Looking at the ruined family portrait, the Beast is depicted as a child wielding a scepter, indicating royal authority or sovereignty. In this version, the Beast lost his father at a young age and is actually the King. The man and woman are his uncle (possibly the late King's younger brother who was pushed down the line of succession following the Beast's birth) and mother and respectively, the Beast's prince and queen regents. Maybe it was the Prince Regent who turned away the Enchantress.
  • Mostly Jossed. The adults in the painting are the prince's parents. The prince was very close to his mother, which is why her face went untouched. And it was the Queen who died when the prince was still a child.

    Confirmed Theories 
This film will try to address every issue people have with the original film
Whether Belle has Stockholm Syndrome or not, how much time the castle spent cursed (Was Chip born a teacup? Did they age naturally? Was the Prince really eleven when he was cursed?), where the Prince's parents are, what is his name, and the weird time issues the film seems to have (Lefou staying guarding all winter, Maurice lost in the woods for months)...
  • Mostly confirmed. Not every issue mentioned above is addressed, but quite a few are, as well as others — the biggest one being why the villagers don't know about the castle in the first place!
    • When the curse is explained in the intro, it's mentioned that the prince and the castle have been completely erased from the villagers' memories.

Belle learns about the rose's curse
In the final trailer Belle learns from the household servants that when the enchanted rose loses all of its petals the Beast and the servants remain in their current physical form forever. Lumiere and Cogsworth, though, do not tell Belle that she and the Beast have to love each other, as Beast and Belle have to have a spark between them if the curse is to be broken.
  • Confirmed. To some extent Belle is told that the curse and the rose are linked, but she doesn't learn how to lift the curse.

Lefou will have a more layered/complex interpretation.
I'm guessing this will happen either due to the cartoon physics of the original film not being well-translated onto live-action, or maybe to make a point ("Beauty is found within", aka maybe we shouldn't judge the short fat guy of being evil just because of his looks). Maybe he starts off as the original Lefou, as Gaston's adoring doormat fanboy, but once the plot thickens he starts doubting his friend's plans and the dark path Gaston is taking.
  • Confirmed. The movie gives him a side-arc during which we see him gradually realising that Gaston is not as great as he thought. Despite director's claims though, Lefou is not shown struggling with his sexuality as much as he is struggling with the idea that his life-long friend/crush is deep down a monster.

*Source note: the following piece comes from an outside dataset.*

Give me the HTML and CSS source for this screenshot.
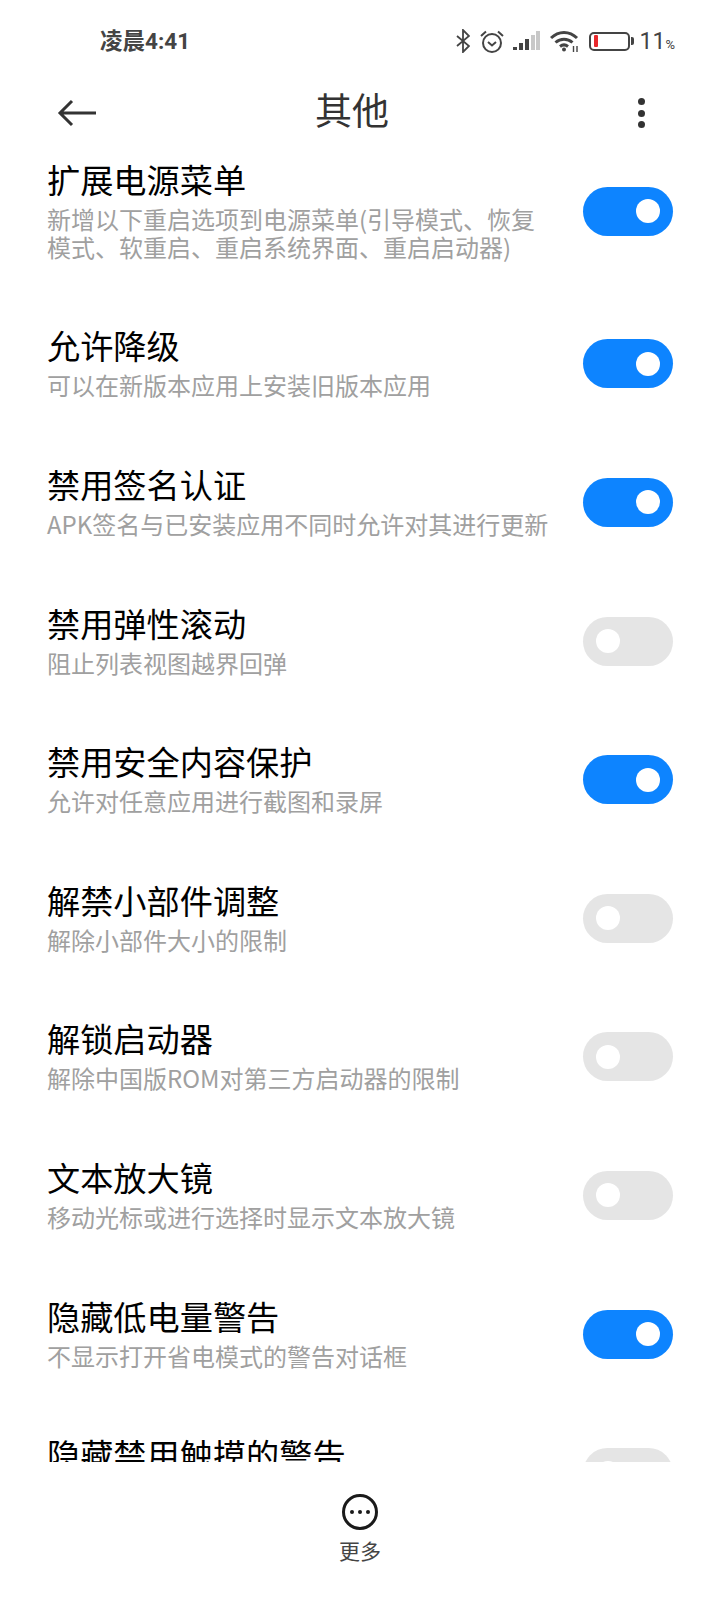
FILE: index.html
```html
<!DOCTYPE html>
<html lang="zh-CN">
<head>
    <meta charset="UTF-8">
    <title>其他</title>
    <link rel="stylesheet" href="styles.css">
</head>
<body>
    <!-- Status bar -->
    <div class="status-bar">
        <div class="status-time">凌晨4:41</div>
        <div class="status-icons">
            <svg class="icon-bt" width="14" height="24" viewBox="0 0 14 24" fill="none" stroke="#444" stroke-width="1.8">
                <path d="M1 7l12 10-6 6V1l6 6L1 17"/>
            </svg>
            <svg class="icon-alarm" width="24" height="23" viewBox="0 0 24 23" fill="none" stroke="#444" stroke-width="2">
                <circle cx="12" cy="13" r="9"/>
                <path d="M8 12l4 3.500 4-3.500"/>
                <path d="M1 6l5-4.500M23 6l-5-4.500"/>
            </svg>
            <svg class="icon-signal" width="27" height="20" viewBox="0 0 27 20">
                <rect x="0" y="16" width="4" height="3" fill="#444"/>
                <rect x="6" y="12" width="4" height="7" fill="#444"/>
                <rect x="12" y="8" width="4" height="11" fill="#444"/>
                <rect x="18" y="4" width="4" height="15" fill="#c8c8c8"/>
                <rect x="23" y="0" width="4" height="19" fill="#c8c8c8"/>
            </svg>
            <svg class="icon-wifi" width="30" height="23" viewBox="0 0 30 23" fill="none" stroke="#444" stroke-width="3">
                <path d="M1 8C8.500 .5 19.500 .5 27 8"/>
                <path d="M5.500 12.500c5-4.500 12-4.500 17 0"/>
                <path d="M10 16.500c2.500-2 5.500-2 8 0"/>
                <circle cx="14" cy="19.500" r="2" fill="#444" stroke="none"/>
                <path d="M23.500 16v6M27 16v6" stroke-width="1.400"/>
            </svg>
            <div class="battery">
                <div class="battery-body"><div class="battery-level"></div></div>
                <div class="battery-tip"></div>
            </div>
            <div class="battery-text">11<span class="battery-pct">%</span></div>
        </div>
    </div>

    <!-- Toolbar -->
    <div class="toolbar">
        <svg class="back" width="40" height="28" viewBox="0 0 40 28" fill="none" stroke="#333" stroke-width="3">
            <path d="M39 14H3M15 2L3 14l12 12"/>
        </svg>
        <div class="toolbar-title">其他</div>
        <div class="kebab"><span></span><span></span><span></span></div>
    </div>

    <!-- Settings list -->
    <div class="list">
        <div class="list-inner">
            <div class="row">
                <div class="row-text">
                    <div class="row-title">扩展电源菜单</div>
                    <div class="row-desc">新增以下重启选项到电源菜单(引导模式、恢复模式、软重启、重启系统界面、重启启动器)</div>
                </div>
                <div class="switch on"></div>
            </div>
            <div class="row">
                <div class="row-text">
                    <div class="row-title">允许降级</div>
                    <div class="row-desc">可以在新版本应用上安装旧版本应用</div>
                </div>
                <div class="switch on"></div>
            </div>
            <div class="row">
                <div class="row-text">
                    <div class="row-title">禁用签名认证</div>
                    <div class="row-desc">APK签名与已安装应用不同时允许对其进行更新</div>
                </div>
                <div class="switch on"></div>
            </div>
            <div class="row">
                <div class="row-text">
                    <div class="row-title">禁用弹性滚动</div>
                    <div class="row-desc">阻止列表视图越界回弹</div>
                </div>
                <div class="switch"></div>
            </div>
            <div class="row">
                <div class="row-text">
                    <div class="row-title">禁用安全内容保护</div>
                    <div class="row-desc">允许对任意应用进行截图和录屏</div>
                </div>
                <div class="switch on"></div>
            </div>
            <div class="row">
                <div class="row-text">
                    <div class="row-title">解禁小部件调整</div>
                    <div class="row-desc">解除小部件大小的限制</div>
                </div>
                <div class="switch"></div>
            </div>
            <div class="row">
                <div class="row-text">
                    <div class="row-title">解锁启动器</div>
                    <div class="row-desc">解除中国版ROM对第三方启动器的限制</div>
                </div>
                <div class="switch"></div>
            </div>
            <div class="row">
                <div class="row-text">
                    <div class="row-title">文本放大镜</div>
                    <div class="row-desc">移动光标或进行选择时显示文本放大镜</div>
                </div>
                <div class="switch"></div>
            </div>
            <div class="row">
                <div class="row-text">
                    <div class="row-title">隐藏低电量警告</div>
                    <div class="row-desc">不显示打开省电模式的警告对话框</div>
                </div>
                <div class="switch on"></div>
            </div>
            <div class="row">
                <div class="row-text">
                    <div class="row-title">隐藏禁用触摸的警告</div>
                </div>
                <div class="switch"></div>
            </div>
        </div>
    </div>

    <!-- Bottom action -->
    <div class="bottom-bar">
        <svg width="38" height="38" viewBox="0 0 38 38" fill="none" stroke="#1a1a1a" stroke-width="3">
            <circle cx="19" cy="19" r="16.500"/>
            <circle cx="11" cy="19" r="2" fill="#1a1a1a" stroke="none"/>
            <circle cx="19" cy="19" r="2" fill="#1a1a1a" stroke="none"/>
            <circle cx="27" cy="19" r="2" fill="#1a1a1a" stroke="none"/>
        </svg>
        <div class="bottom-label">更多</div>
    </div>
</body>
</html>
```

FILE: styles.css
```css
html, body {
    margin: 0;
    padding: 0;
    height: 100%;
    overflow: hidden;
    background: #fff;
    font-family: "Noto Sans CJK SC", "Noto Sans", sans-serif;
}

body {
    display: flex;
    flex-direction: column;
}

.status-bar {
    height: 80px;
    flex: none;
    display: flex;
    align-items: center;
    justify-content: space-between;
    padding: 0 45px 2px 100px;
    box-sizing: border-box;
    color: #444;
}

.status-time {
    font-family: Roboto, "Noto Sans CJK SC", sans-serif;
    font-size: 22.500px;
    font-weight: 700;
}

.status-icons {
    display: flex;
    align-items: center;
    padding-top: 4px;
}

.icon-bt {
    margin-right: 10px;
}

.icon-alarm {
    margin-right: 9px;
}

.icon-signal {
    margin-right: 10px;
}

.icon-wifi {
    margin-right: 9px;
}

.battery {
    display: flex;
    align-items: center;
    margin-right: 6px;
}

.battery-body {
    width: 34px;
    height: 12px;
    border: 2.500px solid #444;
    border-radius: 5px;
    padding: 1.500px 0 1.500px 3px;
    display: flex;
}

.battery-level {
    width: 4px;
    background: #e8282c;
    border-radius: 1px;
}

.battery-tip {
    width: 3px;
    height: 8px;
    margin-left: 1px;
    background: #444;
    border-radius: 0 2px 2px 0;
}

.battery-text {
    font-family: Roboto, sans-serif;
    font-size: 23px;
    color: #444;
}

.battery-pct {
    font-size: 13px;
}

.toolbar {
    height: 74px;
    flex: none;
    position: relative;
    display: flex;
    align-items: center;
    justify-content: space-between;
    padding: 0 75px 8px 57px;
    box-sizing: border-box;
}

.toolbar-title {
    font-size: 37px;
    color: #333;
    position: absolute;
    left: 0;
    right: 16px;
    top: 0;
    text-align: center;
    line-height: 58px;
}

.kebab {
    display: flex;
    flex-direction: column;
    gap: 4.500px;
}

.kebab span {
    width: 7px;
    height: 7px;
    border-radius: 50%;
    background: #333;
}

.list {
    flex: 1;
    overflow: hidden;
}

/* list is scrolled a little, first row sits under the toolbar */
.list-inner {
    margin-top: -26px;
}

.row {
    display: flex;
    align-items: center;
    justify-content: space-between;
    padding: 31.800px 47px;
}

.row-text {
    width: 506px;
    min-height: 73px;
    padding-bottom: 2px;
}

.row-title {
    font-size: 33.200px;
    line-height: 38px;
    color: #000;
}

.row-desc {
    font-size: 24px;
    line-height: 28px;
    margin-top: 7px;
    color: #a0a0a0;
}

.switch {
    width: 90px;
    height: 49px;
    flex: none;
    border-radius: 25px;
    background: #e5e5e5;
    display: flex;
    align-items: center;
    padding: 0 13px;
    box-sizing: border-box;
}

.switch::after {
    content: "";
    width: 24px;
    height: 24px;
    border-radius: 50%;
    background: #fff;
}

.switch.on {
    background: #0d84ff;
    justify-content: flex-end;
}

.bottom-bar {
    height: 138px;
    flex: none;
    display: flex;
    flex-direction: column;
    align-items: center;
    padding-top: 31px;
    box-sizing: border-box;
}

.bottom-label {
    font-size: 21px;
    line-height: 28px;
    margin-top: 5px;
    color: #444;
}
```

The movie will not only take inspiration from the original tale, but from early drafts of the animated version.
  • Much like The Jungle Book borrowed some elements from the original story, the film takes cues from both the fairy tale and original ideas for the animated version. This can already be seen in how Maurice encounters the Beast (when he tries to take a rose for Belle), and Philippe's appearance in this film (a white horse that was supposed to be given to Belle by a suitor in early drafts of the animated film: possibly a gift from Gaston this time around?).
    • Confirmed. In addition to the above, Maurice is a music box maker instead of an inventor, referencing a music box's importance in earlier drafts (first as an object he tried to sell to raise money, later as one of the Enchanted Objects).

    Other Theories 
Had the curse's stipulations in the animated film been the same as in this film, Forte would've been a much more dependable protagonist.
The animated Forte wanted the curse to never break as he felt he performed his role much better as an organ. This film adds in the complication that if the time limit expires and the curse remains unbroken, the servants will become inanimate objects forever. Had this been in play in the animated film, Forte would've actively tried to help break the curse since he will die with the others if it isn't broken. In other words, Cadenza is a look at what a hero Forte could've been had the circumstances (and Forte's personality) been different.

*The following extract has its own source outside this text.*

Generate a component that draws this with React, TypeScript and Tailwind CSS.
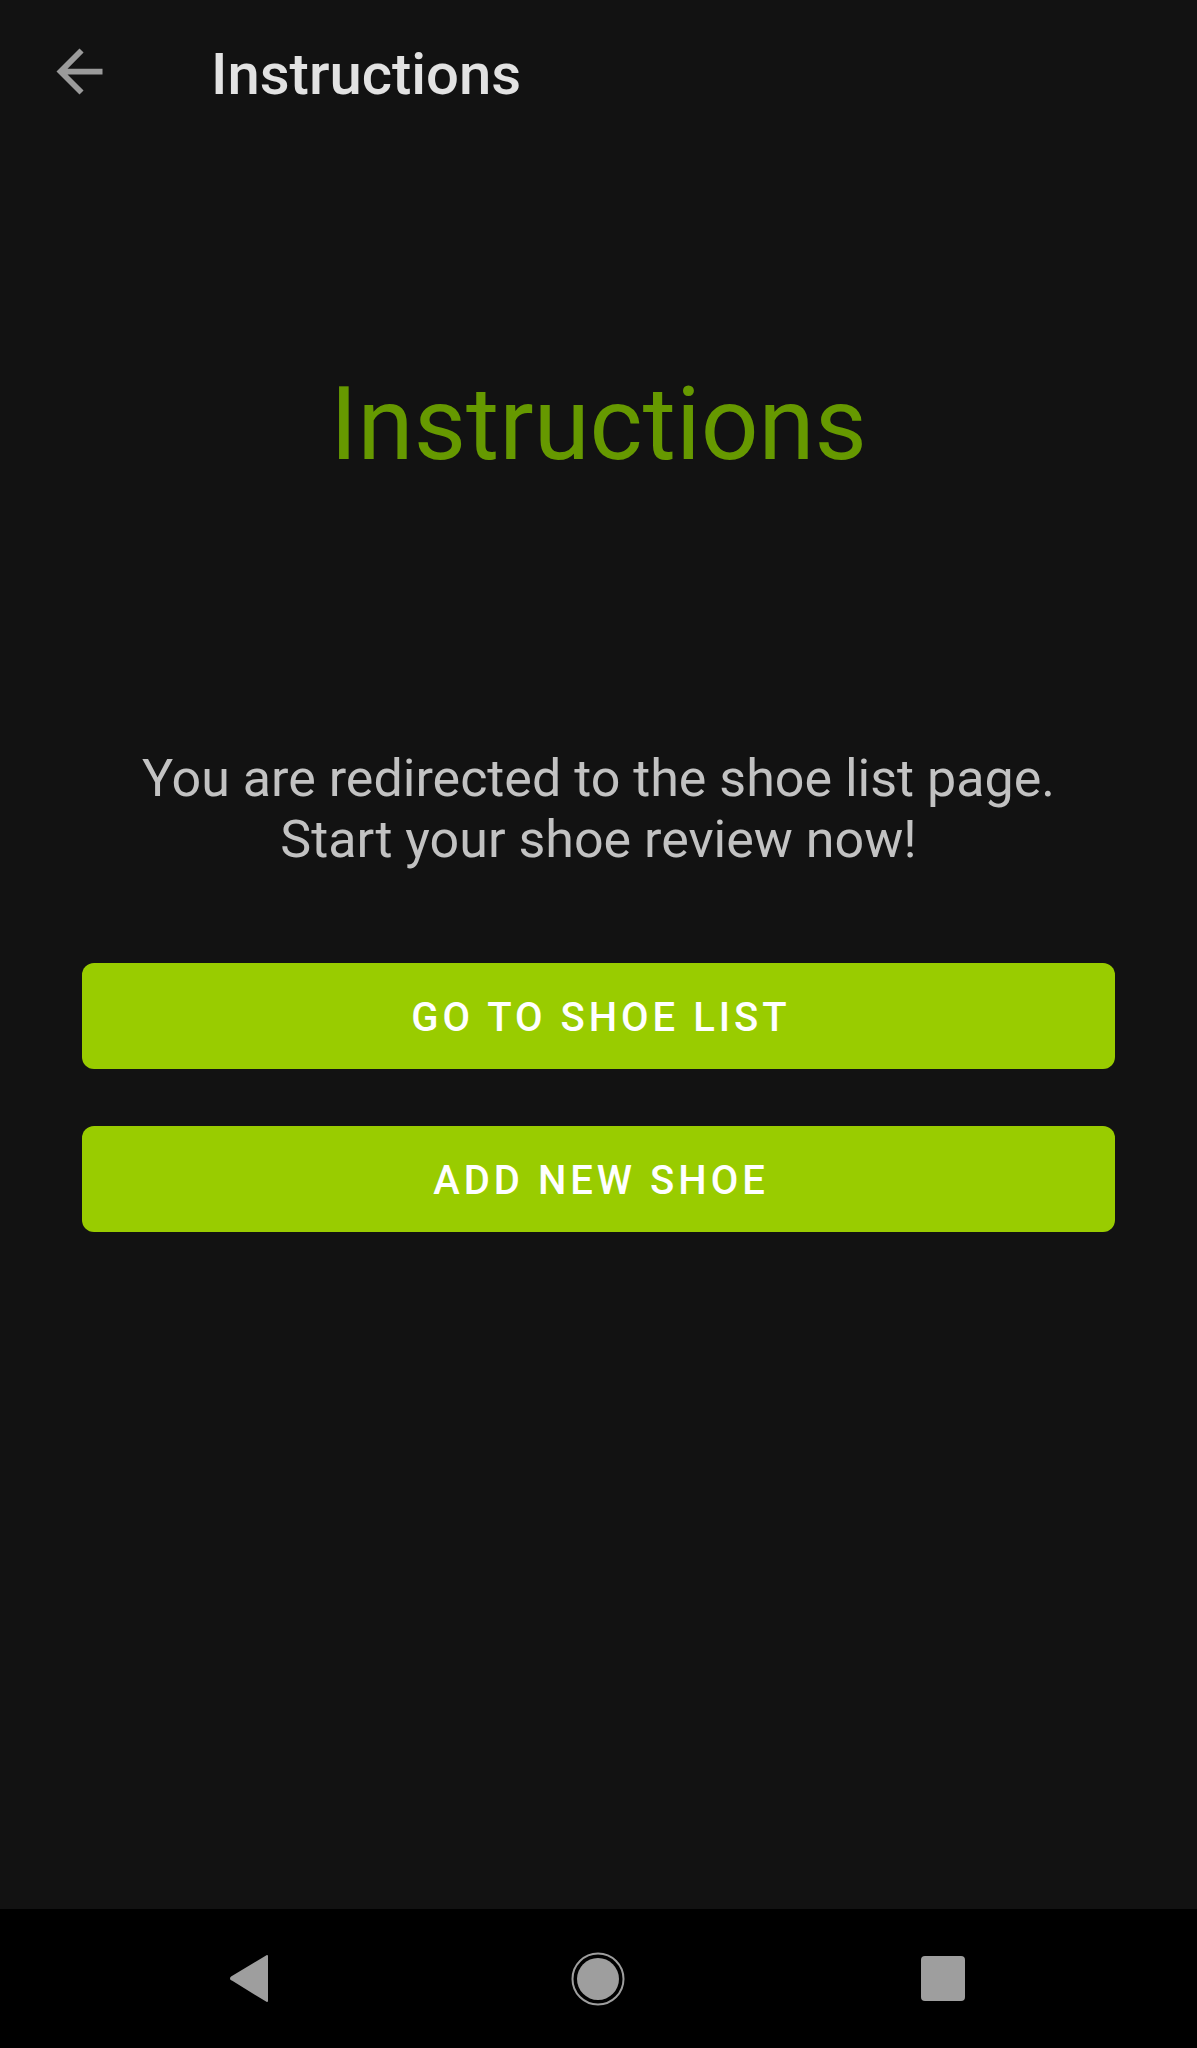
import { Fragment } from "react";

const BackArrow = () => (
    <svg viewBox="0 0 24 24" className="w-[69px] h-[69px]" fill="#9b9b9b">
        <path d="M20 11H7.83l5.59-5.59L12 4l-8 8 8 8 1.41-1.41L7.83 13H20v-2z" />
    </svg>
);

const NavBar = () => (
    <div className="h-[139px] bg-black flex items-center justify-between pl-[229px] pr-[232px]">
        <svg viewBox="0 0 40 47" className="w-[40px] h-[47px]">
            <path d="M38 1 L38 46 L3 24.5 Q1 23.5 3 22 Z" fill="#9e9e9e" stroke="#9e9e9e" strokeWidth="2" strokeLinejoin="round" />
        </svg>
        <svg viewBox="0 0 54 54" className="w-[54px] h-[54px] ml-[6px]">
            <circle cx="27" cy="27" r="25.5" fill="none" stroke="#9e9e9e" strokeWidth="2" />
            <circle cx="27" cy="27" r="21" fill="#9e9e9e" />
        </svg>
        <div className="w-[44px] h-[45px] rounded-[4px] bg-[#9e9e9e]" />
    </div>
);

const buttons = ["GO TO SHOE LIST", "ADD NEW SHOE"];

export default function App() {
    return (
        <div className="h-[2048px] bg-[#121212] flex flex-col" style={{ fontFamily: "Roboto, 'Noto Sans', sans-serif" }}>
            {/* Toolbar */}
            <div className="h-[144px] flex items-start">
                <div className="ml-[45px] mt-[37px]">
                    <BackArrow />
                </div>
                <h1 className="ml-[97px] mt-[45px] text-[58px] leading-none font-medium text-[#e2e2e2]">Instructions</h1>
            </div>

            <div className="flex-1 flex flex-col items-center">
                <h2 className="mt-[230px] text-[101.5px] leading-none text-[#669900]">Instructions</h2>

                <p className="mt-[272px] text-center text-[52px] leading-[61px] text-[#c2c2c2]">
                    {["You are redirected to the shoe list page.", "Start your shoe review now!"].map((line, i) => (
                        <Fragment key={i}>
                            {line}
                            {i === 0 && <br />}
                        </Fragment>
                    ))}
                </p>

                <div className="mt-[93px] w-full px-[82px] flex flex-col gap-[57px]">
                    {buttons.map((label) => (
                        <button
                            key={label}
                            className="h-[106px] w-full rounded-[12px] bg-[#99cc00] text-white text-[40px] font-medium tracking-[0.1em] flex items-center justify-center pt-[5px] pl-[5px]"
                        >
                            {label}
                        </button>
                    ))}
                </div>
            </div>

            <NavBar />
        </div>
    );
}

The film will be successful to the point that Disney will make plans to do a Crisis Crossover film for it and some of the other live-action remake films, both previous and upcoming ones.
The films used will be shown to be part of a Shared Universe, albeit in varying time periods. Yen Sid uses his magic to bring some of the characters from the previous films together in order to create a team to help him defeat the evil Fusion Dance of Dragon Maleficent and Chernabog. Yes, it would essentially be a Disney version of The Avengers, but taken Up to Eleven as it would take influences from Crisis on Infinite Earths, with the characters included being:
  • Yen Sid: Introduced in the crossover film.
  • The Beast: The one from this film of course.
  • Belle: Of course she would be part of it too.
  • Mulan: From the upcoming 2018 film adaptation.
  • Mowgli: From the live-action Jungle Book film.
  • Alice: From the two previous films... but only so they can still profit from the character without having to give her previous film after it was a Box Office Bomb.
  • Maleficent: TBD.
  • Christopher Robin
  • And possibly more, but that'll have to wait until more is known about the upcoming films.

The spell was going to be broken the whole time.
It is strongly implied the curse created by the Enchantress was actually only temporary and that the Enchantress was going to return everything back to the way it was, regardless if Belle said she loved Beast or not. Despite Belle saying she loves Beast, after the rose lost its last petal, the Enchantress who was disguised as Agathe the beggar woman Belle showed kindness to, knew Belle was the chosen one as Lumiere predicted and she rather set up the whole story so that Belle will break the spell. In short, the Enchantress was really a chess master and knew the prince was cold hearted at the start of the film but wanted to test his attitude. So she really only punished Beast for a limited time so he can have a chance to think about what he had done and to redeem himself and it works.

The debutantes from the ball at the beginning of the movie became the wolves.
It seems wrong that Madame, Credenza, and their dog all got cursed without having a hand in the Prince's personality but the debutantes don't. Especially since they laughed at the Enchantress. In the animated film the wolves were gray. In this film they're white. What color were all the debutantes wearing?
  • It makes sense to have the wolves be a part of the curse in general. The wolves seem to herd Maurice to the castle at the beginning of the film and when Belle flees from the castle they give chase. . . As if to take her back.
  • During "Be Our Guest" there are many peacock dusters as well as Plumette. It's likely that the debutantes were them.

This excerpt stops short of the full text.